*What is needed:*
Copy out the data exactly, leaving the pictures behind.

_ _ _ _ _

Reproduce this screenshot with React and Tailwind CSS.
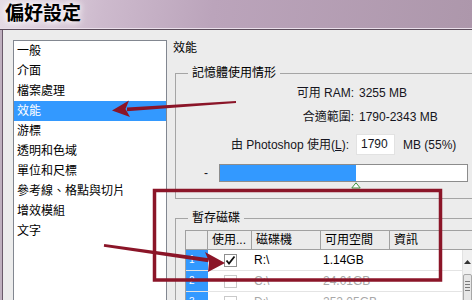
import React from "react";

const menu = [
  "一般",
  "介面",
  "檔案處理",
  "效能",
  "游標",
  "透明和色域",
  "單位和尺標",
  "參考線、格點與切片",
  "增效模組",
  "文字",
];

const disks = [
  { n: "1", drive: "R:\\", free: "1.14GB", on: true },
  { n: "2", drive: "C:\\", free: "24.01GB", on: false },
  { n: "3", drive: "D:\\", free: "252.05GB", on: false },
];

function CheckBox({ on }) {
  return (
    <div
      className={`w-[13px] h-[13px] border bg-white flex items-center justify-center ${
        on ? "border-[#8f8f8f]" : "border-[#c9c9c9]"
      }`}
    >
      {on && (
        <svg width="11" height="11" viewBox="0 0 11 11">
          <path d="M1.5 5.5 L4 8.5 L9.5 1.5" fill="none" stroke="#111" strokeWidth="1.8" />
        </svg>
      )}
    </div>
  );
}

function Annotations() {
  return (
    <svg className="absolute left-0 top-0 pointer-events-none" width="472" height="300" viewBox="0 0 472 300">
      <polygon points="236,101 236,103 127,111.2 127,107.4" fill="#8b1528" />
      <polygon points="112,110.5 129,100.5 125.5,109 130,117" fill="#8b1528" />
      <polygon points="104.2,244 103.8,246.8 208.3,262.3 208.9,258.2" fill="#8b1528" />
      <polygon points="225,263 205,252 209,261.5 208,272" fill="#8b1528" />
      <rect x="154.5" y="190.5" width="286" height="89.5" fill="none" stroke="#8b1528" strokeWidth="3.5" />
    </svg>
  );
}

export default function App() {
  return (
    <div className="relative w-[472px] h-[300px] overflow-hidden bg-[#ececec] text-[12px] leading-[16px] text-[#151520] [font-family:'Liberation_Sans','Noto_Sans_CJK_TC',sans-serif]">
      <div className="h-[28px] flex items-center pl-[5px] bg-[linear-gradient(100deg,#e6dce6_0%,#cdbacd_22%,#bba4bb_45%,#ad97ab_100%)]">
        <span className="text-[19px] leading-[24px] font-bold text-black [text-shadow:0_0_6px_#fff,0_0_10px_#fff]">偏好設定</span>
      </div>
      <div className="h-px bg-[#eadfea]" />
      <div className="h-px bg-[#5a4b5a]" />

      <div className="flex h-[270px]">
        <div className="w-[3px] shrink-0 bg-[#bfb0bf] border-r border-[#6a5a6a]" />

        <div className="ml-[10px] mt-[10px] w-[154px] shrink-0 h-[300px] border border-[#828790] bg-white">
          {menu.map((m, i) => (
            <div
              key={m}
              className={`h-[20px] leading-[20px] pl-[3px] ${i === 3 ? "bg-[#3399ff] text-white" : "text-black"}`}
            >
              {m}
            </div>
          ))}
        </div>

        <div className="flex-1 min-w-0 pl-[6px] pt-[10px]">
          <div className="leading-[16px] text-black">效能</div>

          <fieldset className="mt-[9px] ml-[2px] w-[320px] border border-[#a5a5a5]">
            <legend className="ml-[12px] px-[4px] leading-[16px] text-black">記憶體使用情形</legend>
            <div className="mt-[2px] h-[20px] flex items-center">
              <span className="w-[178px] text-right">可用 RAM:</span>
              <span className="ml-[5px]">3255 MB</span>
            </div>
            <div className="mt-[4px] h-[20px] flex items-center">
              <span className="w-[178px] text-right">合適範圍:</span>
              <span className="ml-[5px]">1790-2343 MB</span>
            </div>
            <div className="mt-[7px] h-[21px] flex items-center">
              <span className="w-[173px] text-right">
                由 Photoshop 使用(<span className="underline">L</span>):
              </span>
              <div className="ml-[7px] w-[39px] h-[21px] bg-white border border-[#e2e2e2] pl-[4px] leading-[19px]">1790</div>
              <span className="ml-[8px]">MB (55%)</span>
            </div>
            <div className="mt-[9px] mb-[16px] h-[18px] flex items-center">
              <span className="w-[43px] pl-[28px]">-</span>
              <div className="relative w-[249px] h-[18px] border border-[#8c8c8c] bg-white">
                <div className="w-[136px] h-full bg-[#3399ff]" />
                <svg className="absolute left-[131px] top-[17px]" width="10" height="7" viewBox="0 0 10 7">
                  <polygon points="5,0.8 9.2,6 0.8,6" fill="#fff" stroke="#3f8f3f" strokeWidth="1" />
                </svg>
              </div>
            </div>
          </fieldset>

          <fieldset className="mt-[11px] ml-[2px] w-[320px] h-[120px] border border-[#a5a5a5]">
            <legend className="ml-[12px] px-[4px] leading-[16px] text-black">暫存磁碟</legend>
            <div className="mt-[4px] ml-[9px] w-[287px] border-l border-t border-[#a0a0a0] bg-white">
              <div className="h-[19px] flex bg-[#ebebeb] border-b border-[#a0a0a0] leading-[18px] text-black">
                <div className="w-[22px] border-r border-[#a0a0a0]" />
                <div className="w-[44px] pl-[4px] border-r border-[#a0a0a0]">使用...</div>
                <div className="w-[69px] pl-[4px] border-r border-[#a0a0a0]">磁碟機</div>
                <div className="w-[69px] pl-[4px] border-r border-[#a0a0a0]">可用空間</div>
                <div className="flex-1 pl-[4px]">資訊</div>
              </div>
              <div className="flex">
                <div className="flex-1">
                  {disks.map((d) => (
                    <div key={d.n} className="h-[21px] flex border-b border-[#e4e4e4]">
                      <div className="w-[22px] bg-[#3399ff] text-white text-[10px] leading-[20px] pl-[3px]">{d.n}</div>
                      <div className="w-[44px] flex items-center justify-center">
                        <CheckBox on={d.on} />
                      </div>
                      <div className={`w-[69px] pl-[2px] leading-[20px] ${d.on ? "text-black" : "text-[#a8a8a8]"}`}>{d.drive}</div>
                      <div className={`w-[69px] pl-[2px] leading-[20px] ${d.on ? "text-black" : "text-[#a8a8a8]"}`}>{d.free}</div>
                      <div className="flex-1" />
                    </div>
                  ))}
                </div>
                <div className="w-[10px] bg-[#f0f0f0] border-l border-[#e2e2e2] flex flex-col items-center">
                  <div className="h-[24px] flex items-center justify-center">
                    <svg width="7" height="4" viewBox="0 0 7 4">
                      <polygon points="3.5,0 7,4 0,4" fill="#333" />
                    </svg>
                  </div>
                  <div className="w-[9px] h-[40px] border border-[#a8a8a8] rounded-[2px] bg-[#e6e6e6] flex flex-col items-center pt-[6px] gap-[2px]">
                    <div className="w-[5px] h-px bg-[#7a7a7a]" />
                    <div className="w-[5px] h-px bg-[#7a7a7a]" />
                    <div className="w-[5px] h-px bg-[#7a7a7a]" />
                    <div className="w-[5px] h-px bg-[#7a7a7a]" />
                  </div>
                </div>
              </div>
            </div>
          </fieldset>
        </div>
      </div>

      <Annotations />
    </div>
  );
}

_ _ _ _ _

*Output for this task:*
Reproduce this screenshot with React and Tailwind CSS.
import React from "react";

const menu = [
  "一般",
  "介面",
  "檔案處理",
  "效能",
  "游標",
  "透明和色域",
  "單位和尺標",
  "參考線、格點與切片",
  "增效模組",
  "文字",
];

const disks = [
  { n: "1", drive: "R:\\", free: "1.14GB", on: true },
  { n: "2", drive: "C:\\", free: "24.01GB", on: false },
  { n: "3", drive: "D:\\", free: "252.05GB", on: false },
];

function CheckBox({ on }) {
  return (
    <div
      className={`w-[13px] h-[13px] border bg-white flex items-center justify-center ${
        on ? "border-[#8f8f8f]" : "border-[#c9c9c9]"
      }`}
    >
      {on && (
        <svg width="11" height="11" viewBox="0 0 11 11">
          <path d="M1.5 5.5 L4 8.5 L9.5 1.5" fill="none" stroke="#111" strokeWidth="1.8" />
        </svg>
      )}
    </div>
  );
}

function Annotations() {
  return (
    <svg className="absolute left-0 top-0 pointer-events-none" width="472" height="300" viewBox="0 0 472 300">
      <polygon points="236,101 236,103 127,111.2 127,107.4" fill="#8b1528" />
      <polygon points="112,110.5 129,100.5 125.5,109 130,117" fill="#8b1528" />
      <polygon points="104.2,244 103.8,246.8 208.3,262.3 208.9,258.2" fill="#8b1528" />
      <polygon points="225,263 205,252 209,261.5 208,272" fill="#8b1528" />
      <rect x="154.5" y="190.5" width="286" height="89.5" fill="none" stroke="#8b1528" strokeWidth="3.5" />
    </svg>
  );
}

export default function App() {
  return (
    <div className="relative w-[472px] h-[300px] overflow-hidden bg-[#ececec] text-[12px] leading-[16px] text-[#151520] [font-family:'Liberation_Sans','Noto_Sans_CJK_TC',sans-serif]">
      <div className="h-[28px] flex items-center pl-[5px] bg-[linear-gradient(100deg,#e6dce6_0%,#cdbacd_22%,#bba4bb_45%,#ad97ab_100%)]">
        <span className="text-[19px] leading-[24px] font-bold text-black [text-shadow:0_0_6px_#fff,0_0_10px_#fff]">偏好設定</span>
      </div>
      <div className="h-px bg-[#eadfea]" />
      <div className="h-px bg-[#5a4b5a]" />

      <div className="flex h-[270px]">
        <div className="w-[3px] shrink-0 bg-[#bfb0bf] border-r border-[#6a5a6a]" />

        <div className="ml-[10px] mt-[10px] w-[154px] shrink-0 h-[300px] border border-[#828790] bg-white">
          {menu.map((m, i) => (
            <div
              key={m}
              className={`h-[20px] leading-[20px] pl-[3px] ${i === 3 ? "bg-[#3399ff] text-white" : "text-black"}`}
            >
              {m}
            </div>
          ))}
        </div>

        <div className="flex-1 min-w-0 pl-[6px] pt-[10px]">
          <div className="leading-[16px] text-black">效能</div>

          <fieldset className="mt-[9px] ml-[2px] w-[320px] border border-[#a5a5a5]">
            <legend className="ml-[12px] px-[4px] leading-[16px] text-black">記憶體使用情形</legend>
            <div className="mt-[2px] h-[20px] flex items-center">
              <span className="w-[178px] text-right">可用 RAM:</span>
              <span className="ml-[5px]">3255 MB</span>
            </div>
            <div className="mt-[4px] h-[20px] flex items-center">
              <span className="w-[178px] text-right">合適範圍:</span>
              <span className="ml-[5px]">1790-2343 MB</span>
            </div>
            <div className="mt-[7px] h-[21px] flex items-center">
              <span className="w-[173px] text-right">
                由 Photoshop 使用(<span className="underline">L</span>):
              </span>
              <div className="ml-[7px] w-[39px] h-[21px] bg-white border border-[#e2e2e2] pl-[4px] leading-[19px]">1790</div>
              <span className="ml-[8px]">MB (55%)</span>
            </div>
            <div className="mt-[9px] mb-[16px] h-[18px] flex items-center">
              <span className="w-[43px] pl-[28px]">-</span>
              <div className="relative w-[249px] h-[18px] border border-[#8c8c8c] bg-white">
                <div className="w-[136px] h-full bg-[#3399ff]" />
                <svg className="absolute left-[131px] top-[17px]" width="10" height="7" viewBox="0 0 10 7">
                  <polygon points="5,0.8 9.2,6 0.8,6" fill="#fff" stroke="#3f8f3f" strokeWidth="1" />
                </svg>
              </div>
            </div>
          </fieldset>

          <fieldset className="mt-[11px] ml-[2px] w-[320px] h-[120px] border border-[#a5a5a5]">
            <legend className="ml-[12px] px-[4px] leading-[16px] text-black">暫存磁碟</legend>
            <div className="mt-[4px] ml-[9px] w-[287px] border-l border-t border-[#a0a0a0] bg-white">
              <div className="h-[19px] flex bg-[#ebebeb] border-b border-[#a0a0a0] leading-[18px] text-black">
                <div className="w-[22px] border-r border-[#a0a0a0]" />
                <div className="w-[44px] pl-[4px] border-r border-[#a0a0a0]">使用...</div>
                <div className="w-[69px] pl-[4px] border-r border-[#a0a0a0]">磁碟機</div>
                <div className="w-[69px] pl-[4px] border-r border-[#a0a0a0]">可用空間</div>
                <div className="flex-1 pl-[4px]">資訊</div>
              </div>
              <div className="flex">
                <div className="flex-1">
                  {disks.map((d) => (
                    <div key={d.n} className="h-[21px] flex border-b border-[#e4e4e4]">
                      <div className="w-[22px] bg-[#3399ff] text-white text-[10px] leading-[20px] pl-[3px]">{d.n}</div>
                      <div className="w-[44px] flex items-center justify-center">
                        <CheckBox on={d.on} />
                      </div>
                      <div className={`w-[69px] pl-[2px] leading-[20px] ${d.on ? "text-black" : "text-[#a8a8a8]"}`}>{d.drive}</div>
                      <div className={`w-[69px] pl-[2px] leading-[20px] ${d.on ? "text-black" : "text-[#a8a8a8]"}`}>{d.free}</div>
                      <div className="flex-1" />
                    </div>
                  ))}
                </div>
                <div className="w-[10px] bg-[#f0f0f0] border-l border-[#e2e2e2] flex flex-col items-center">
                  <div className="h-[24px] flex items-center justify-center">
                    <svg width="7" height="4" viewBox="0 0 7 4">
                      <polygon points="3.5,0 7,4 0,4" fill="#333" />
                    </svg>
                  </div>
                  <div className="w-[9px] h-[40px] border border-[#a8a8a8] rounded-[2px] bg-[#e6e6e6] flex flex-col items-center pt-[6px] gap-[2px]">
                    <div className="w-[5px] h-px bg-[#7a7a7a]" />
                    <div className="w-[5px] h-px bg-[#7a7a7a]" />
                    <div className="w-[5px] h-px bg-[#7a7a7a]" />
                    <div className="w-[5px] h-px bg-[#7a7a7a]" />
                  </div>
                </div>
              </div>
            </div>
          </fieldset>
        </div>
      </div>

      <Annotations />
    </div>
  );
}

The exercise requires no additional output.